Vision-Language-Action (VLA) models are increasingly deployed in safety-critical robotic applications, yet their security vulnerabilities remain underexplored. We identify a fundamental security flaw in modern VLA systems: the combination of action chunking and delta pose representations creates an intra-chunk visual open-loop. This mechanism forces the robot to execute K-step action sequences, allowing per-step perturbations to accumulate through integration. We propose SILENTDRIFT, a stealthy black-box backdoor attack exploiting this vulnerability. Our method employs the Smootherstep function to construct perturbations with guaranteed C2 continuity, ensuring zero velocity and acceleration at trajectory boundaries to satisfy strict kinematic consistency constraints. Furthermore, our keyframe attack strategy selectively poisons only the critical approach phase, maximizing impact while minimizing trigger exposure. The resulting poisoned trajectories are visually indistinguishable from successful demonstrations.

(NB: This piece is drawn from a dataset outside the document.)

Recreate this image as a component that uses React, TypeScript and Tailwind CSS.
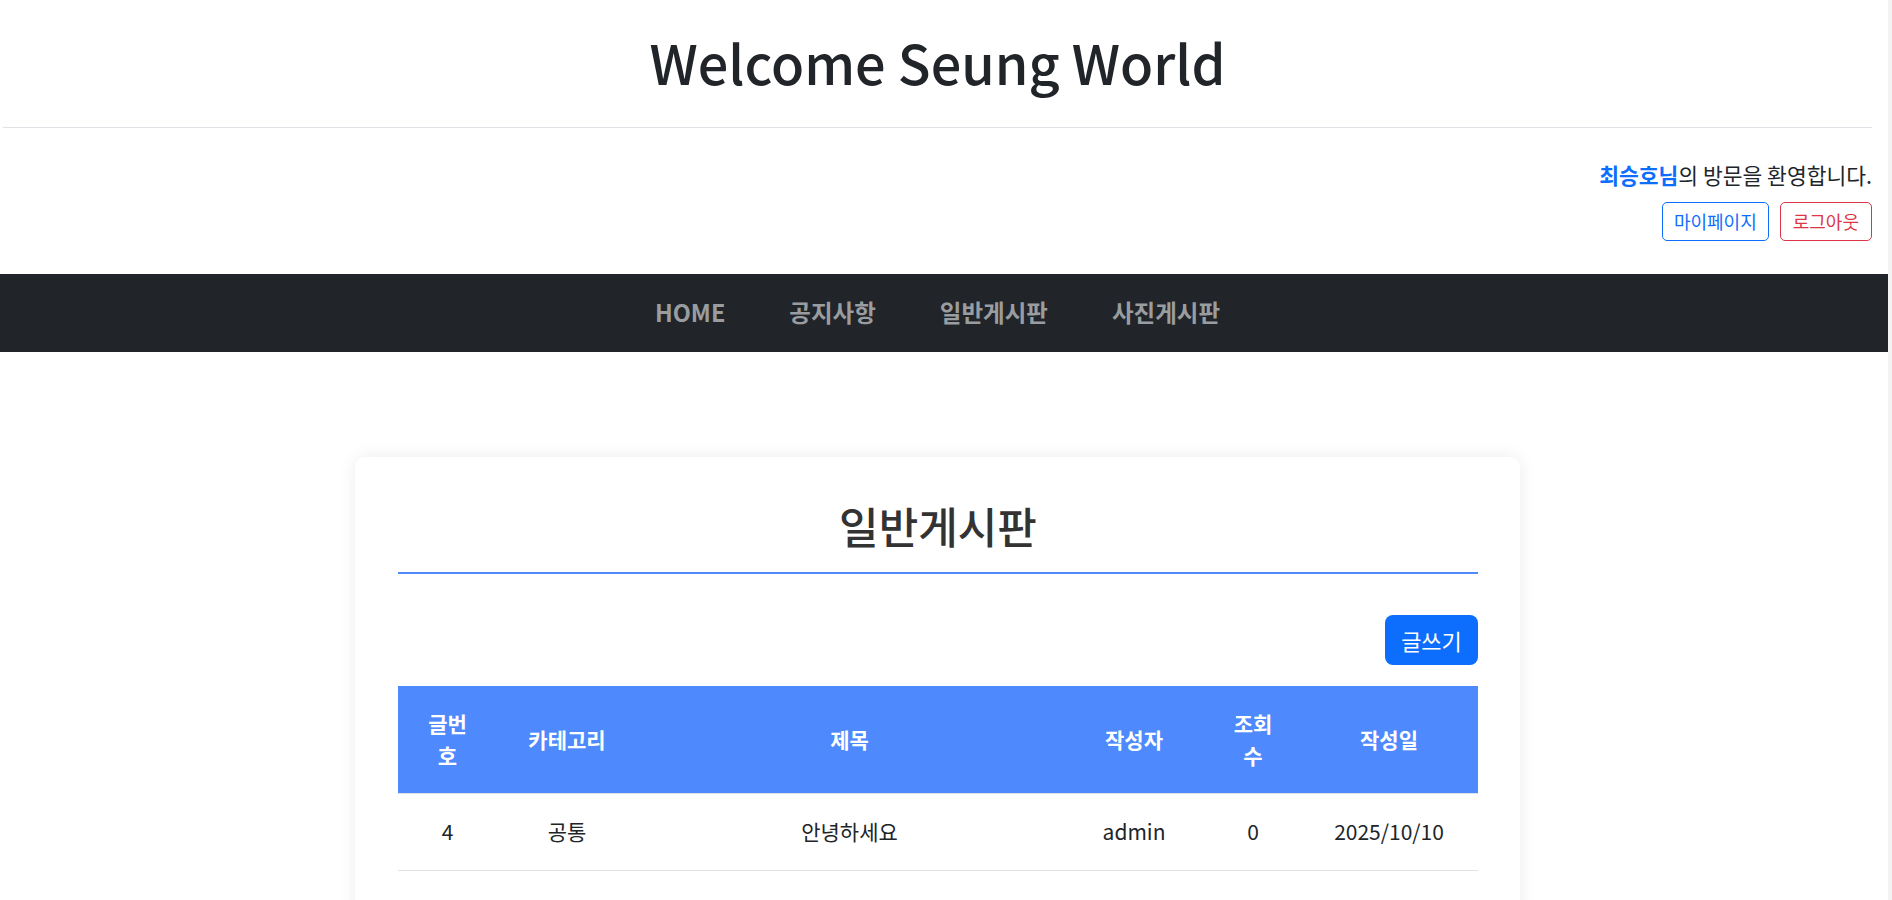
import React from "react";

const font = { fontFamily: '"Noto Sans CJK KR", "Noto Sans", sans-serif' };

const rows = [
  { no: "4", cat: "공통", title: "안녕하세요", writer: "admin", views: "0", date: "2025/10/10" },
  { no: "3", cat: "공통", title: "123", writer: "admin", views: "0", date: "2025/10/10" },
];

export default function App() {
  return (
    <div className="flex w-[1892px] min-h-[900px] bg-white text-[#212529]" style={font}>
      <div className="w-[1888px] flex flex-col">
        <header className="w-[1875px]">
          <div className="mx-[3px] border-b border-[#dee2e6] pt-[26px] pb-[29px]">
            <h1 className="text-center text-[54px] leading-[72px] font-medium text-[#212529]">Welcome Seung World</h1>
          </div>
          <div className="mr-[3px] pt-[32px] flex flex-col items-end">
            <p className="text-[21.5px] leading-[30px]">
              <span className="font-bold text-[#0d6efd]">최승호님</span>의 방문을 환영합니다.
            </p>
            <div className="mt-[12px] flex gap-[11px]">
              <button className="h-[39px] px-[11px] text-[18px] rounded-[5px] border border-[#0d6efd] text-[#0d6efd] bg-white">마이페이지</button>
              <button className="h-[39px] px-[12px] text-[18px] rounded-[5px] border border-[#dc3545] text-[#dc3545] bg-white">로그아웃</button>
            </div>
          </div>
        </header>
        <nav className="mt-[33px] h-[78px] w-[1888px] bg-[#212529]">
          <div className="w-[1875px] h-full flex items-center justify-center gap-[44px]">
            {["HOME", "공지사항", "일반게시판", "사진게시판"].map((t) => (
              <a key={t} className="px-[10px] text-[23.5px] font-bold text-[#9a9da0]">{t}</a>
            ))}
          </div>
        </nav>
        <main className="w-[1875px] pt-[105px] flex justify-center">
          <div className="w-[1165px] rounded-[10px] bg-white shadow-[0_0_18px_rgba(0,0,0,0.08)] pl-[43px] pr-[42px] pt-[42px] pb-[60px]">
            <h2 className="text-center text-[43px] leading-[52px] font-medium text-[#333333] pb-[21px] border-b-2 border-[#4e89fd]">일반게시판</h2>
            <div className="mt-[41px] flex justify-end">
              <button className="h-[50px] w-[93px] rounded-[8px] bg-[#0d6efd] text-white text-[22px]">글쓰기</button>
            </div>
            <table className="mt-[21px] w-full table-fixed border-collapse text-[21px] leading-[31.5px]">
              <colgroup>
                <col className="w-[99px]" />
                <col className="w-[140px]" />
                <col className="w-[425px]" />
                <col className="w-[144px]" />
                <col className="w-[94px]" />
                <col className="w-[178px]" />
              </colgroup>
              <thead>
                <tr className="bg-[#4e89fd] text-white">
                  {["글번호", "카테고리", "제목", "작성자", "조회수", "작성일"].map((h) => (
                    <th key={h} className="px-[22px] py-[22px] font-bold text-center align-middle border-b border-[#dee2e6]">{h}</th>
                  ))}
                </tr>
              </thead>
              <tbody>
                {rows.map((r, i) => (
                  <tr key={i} className="border-b border-[#dee2e6]">
                    <td className="px-[22px] py-[22px] text-center">{r.no}</td>
                    <td className="px-[22px] py-[22px] text-center">{r.cat}</td>
                    <td className="px-[22px] py-[22px] text-center">{r.title}</td>
                    <td className="px-[22px] py-[22px] text-center">{r.writer}</td>
                    <td className="px-[22px] py-[22px] text-center">{r.views}</td>
                    <td className="px-[22px] py-[22px] text-center">{r.date}</td>
                  </tr>
                ))}
              </tbody>
            </table>
          </div>
        </main>
      </div>
      <div className="w-[4px] bg-[#f3f3f3]" />
    </div>
  );
}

Evaluated on the LIBERO, SILENTDRIFT achieves a 93.2% Attack Success Rate with a poisoning rate under 2%, while maintaining a 95.3% Clean Task Success Rate.

Key Contributions

Identifies a novel vulnerability class in VLA architectures: action chunking combined with delta pose representations creates an intra-chunk visual open-loop that allows per-step perturbations to accumulate through integration.
Proposes the Smootherstep-based perturbation construction with guaranteed C2 continuity (zero velocity and acceleration at trajectory boundaries) to produce kinematically consistent, visually indistinguishable poisoned demonstrations.
Introduces a keyframe attack strategy that selectively poisons only the critical approach phase, minimizing trigger exposure while maximizing attack impact — achieving 93.2% ASR at under 2% poisoning rate on LIBERO.

🛡️ Threat Analysis

Data Poisoning Attack

The attack vector is training data corruption: the authors inject poisoned demonstration trajectories at under 2% poisoning rate into the training dataset, making data poisoning an explicit and evaluated component of the attack (not merely implicit to backdoor injection).

Model Poisoning

SILENTDRIFT is a targeted backdoor attack that poisons VLA training demonstrations to embed hidden malicious behavior (trajectory deviation) that activates on a specific trigger while maintaining 95.3% clean task success — textbook backdoor/trojan injection.